Chemistry, not mathematics, rules mergers: Mohit Bhatnagar, MD, Sequoia Capital
The smartest entrepreneurs knew last year was an anomaly so they raised capital playing the game, put the money in a safe and threw the key away.
As growth funding began slowing for startups in crowded online markets in the second half of 2015, speculation increased that firms unable to run the long distance on their own would be acquired. But consolidation, especially among the portfolio companies of investors, is easier said than done. Mergers and acquisitions have to be driven by founders rather than investors, said Mohit Bhatnagar, a managing director at venture capital firm Sequoia Capital India. In an interview with Madhav Chanchani, Bhatnagar, who sits on the boards of Zomato and Dailyhunt, spoke about the distressed funding environment and the high rates of cash burn by startups. Edited excerpts:
Q. How have things changed now from the first quarter of 2015?
It was breathless the last 18-24 months and it was an anomaly, and things are exactly the way it should be right now. This is exactly the right time and environment to build companies. Right now talent can be hired at much saner salary levels. Last year if you spoke to entrepreneurs they were inking a deal and still on the road fundraising, constantly facing the battle of spending less time internally and more externally. Right now their heads are down and focused on operations
Fundamentals in the Indian internet market remains strong with consumer adoption of smartphones and spending getting better and better
It’s time to stop worrying about what your competitor might do if he has access to lots of capital and does some silly things, so you must do it as well. Its business as usual right now, and best companies get built in down times and normal times.
Q. How are companies used to certain burn rate to maintain high growth and raise more money adapting to this environment?
Companies were getting rewarded for high growth with large fundraises (last year). This year companies are not getting rewarded if they have exponential growth with broken unit economics. Since the reward has been taken away that investors are not looking are unbridled growth at whatever cost, companies themselves don’t have a wrong incentive to do irrational things.
Smartest entrepreneurs knew last year was an anomaly, so they raised capital playing the game, put the money in a safe and threw the key away. Others with the high burn startups, across all companies we see both within our portfolio and outside it, it is twice as normal to see burn rate levels in January-February which are half or one third of their peak levels.
The correction of reducing burn, focusing on what’s core to startups and cutting away businesses which are frills or adjacencies has already happened. But it is also a stressful time for young founders, as they are cutting costs and rationalising teams which takes on their own mindset. So while boardroom conversation is around cutting burn and focusing business, outside we are asking them keep their chin up as they need to stay balanced and neutral
Q. So given the tough times what are the options in front of entrepreneurs right now, especially those who will find it tough to raise money?
There are me too businesses and also those startups which had a certain thesis which did not work out. These businesses have two options – they have to use this downturn wisely to build fundamentals, or if it does not work out pivot or iterate into something consumers and enterprises will pay for.

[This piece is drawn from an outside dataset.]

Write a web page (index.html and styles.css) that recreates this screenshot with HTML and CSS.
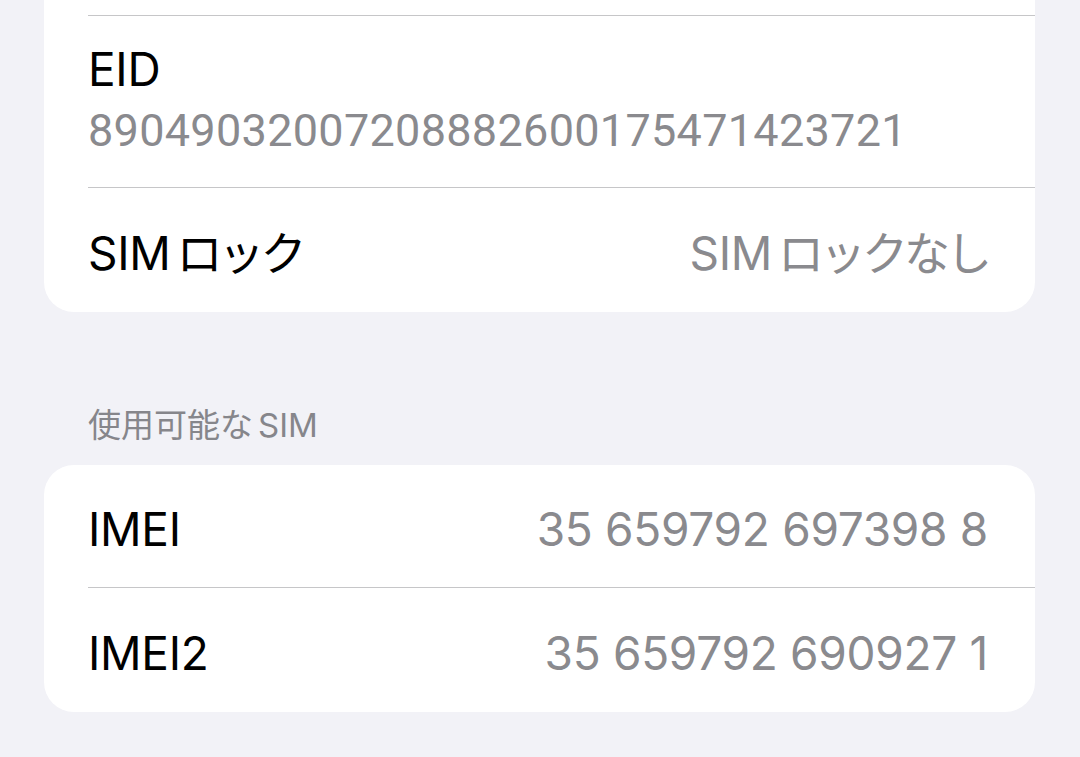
FILE: index.html
```html
<!DOCTYPE html>
<html lang="ja">
<head>
    <meta charset="UTF-8">
    <meta name="viewport" content="width=device-width, initial-scale=1.0">
    <title>情報</title>
    <link rel="stylesheet" href="styles.css">
</head>
<body>
    <div class="group group-top">
        <div class="row row-stub"></div>
        <div class="row row-stack">
            <div class="label">EID</div>
            <div class="value mono">89049032007208882600175471423721</div>
        </div>
        <div class="row">
            <div class="label">SIM<span class="jp">ロック</span></div>
            <div class="value">SIM<span class="jp">ロックなし</span></div>
        </div>
    </div>

    <div class="section-header">使用可能な<span class="jp-sim">SIM</span></div>
    <div class="group">
        <div class="row">
            <div class="label">IMEI</div>
            <div class="value">35 659792 697398 8</div>
        </div>
        <div class="row">
            <div class="label">IMEI2</div>
            <div class="value">35 659792 690927 1</div>
        </div>
    </div>
</body>
</html>
```

FILE: styles.css
```css
body {
    margin: 0;
    padding: 0;
    background: #f2f2f7;
    font-family: 'Inter', 'Noto Sans CJK JP', sans-serif;
    color: #000;
}

.group {
    background: #fff;
    border-radius: 30px;
    margin: 0 45px 0 44px;
    overflow: hidden;
}

.group-top {
    border-top-left-radius: 0;
    border-top-right-radius: 0;
}

.row {
    box-sizing: border-box;
    margin-left: 44px;
    padding: 5px 47px 0 0;
    height: 123px;
    display: flex;
    align-items: center;
    justify-content: space-between;
    border-bottom: 1px solid #c6c6c8;
}

.row:last-child {
    border-bottom: none;
    height: 124px;
}

.row-stub {
    height: 16px;
    padding: 0;
}

.row-stack {
    height: 172px;
    flex-direction: column;
    align-items: flex-start;
    justify-content: flex-start;
    padding-top: 25px;
}

.label {
    font-size: 46px;
    line-height: 56px;
    letter-spacing: -0.3px;
}

.value {
    font-size: 46px;
    line-height: 56px;
    color: #8a8a8e;
    letter-spacing: -0.3px;
}

.jp {
    margin-left: 6px;
    letter-spacing: -4px;
}

.mono {
    font-family: 'Roboto', sans-serif;
    font-size: 45px;
    line-height: 68px;
    letter-spacing: 0.3px;
}

.section-header {
    font-size: 33px;
    line-height: 36px;
    color: #86868b;
    padding: 95px 0 22px 88px;
}

.jp-sim {
    margin-left: 5px;
}
```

Also the expansive mode that happened in the last 12-18 months because the bank balance for some startups was so high has also been cut short. Focus matters, so startups will only do things that matter. These two will be the biggest changes.
In India, given the cost basis on which we operate startups as compared to Silicon Valley so they can survive for a long time. But bigger question entrepreneurs need to decide is if they have conviction of building a business for next five years, as market will come back in 12-18 months.
Q. What’s your advise to entrepreneurs and startups staring at a downround?
What’s right for the company is the answer. People realise that lots of valuations being afforded last year was because the supply exceeded demand, and now there is more demand there is a natural pricing element which comes in.
Luckily for us at Sequoia, we have stayed away from crazy burn companies. And if we had high burn companies we went in early, asked them to cut burn and essentially help them raise a lot of capital before slowdown happened. If you look at our portfolio, even though we invested aggressively in last 12-18 months, more than 80% of the companies are funded for more than 12 months. Majority of our companies are entering this market lean mean and strong.
Q. Broadly do you think entrepreneurs have played the fundraising cycle well?
Some have, and some haven’t. I think last two years if you were articulate, and were a "hot company" as defined by a similar company existing in US or China you tended to get a lot of capital. But if you are a hard to understand story and an entrepreneur who was more son of the soil, who was focused on execution and not storytelling you may not have been that effective. Now that group of people are seeing all the love from the investor community.
Q. How do you think consolidation will play out as compared to 2012-2013, where it was mostly investor led?
I am still to see a company where an investor can go to the founder and say let’s merge. The biggest thing that happens in consolidation is not mathematics between investors but chemistry between founders. Putting two weak companies together only creates a weaker company. The only way it makes sense is two founders say that there is not enough capital in the market and come together to be more attractive to customers and investors. The most effective thing investors can do is put founders together and ask them to talk – they could come out hating each other or work together.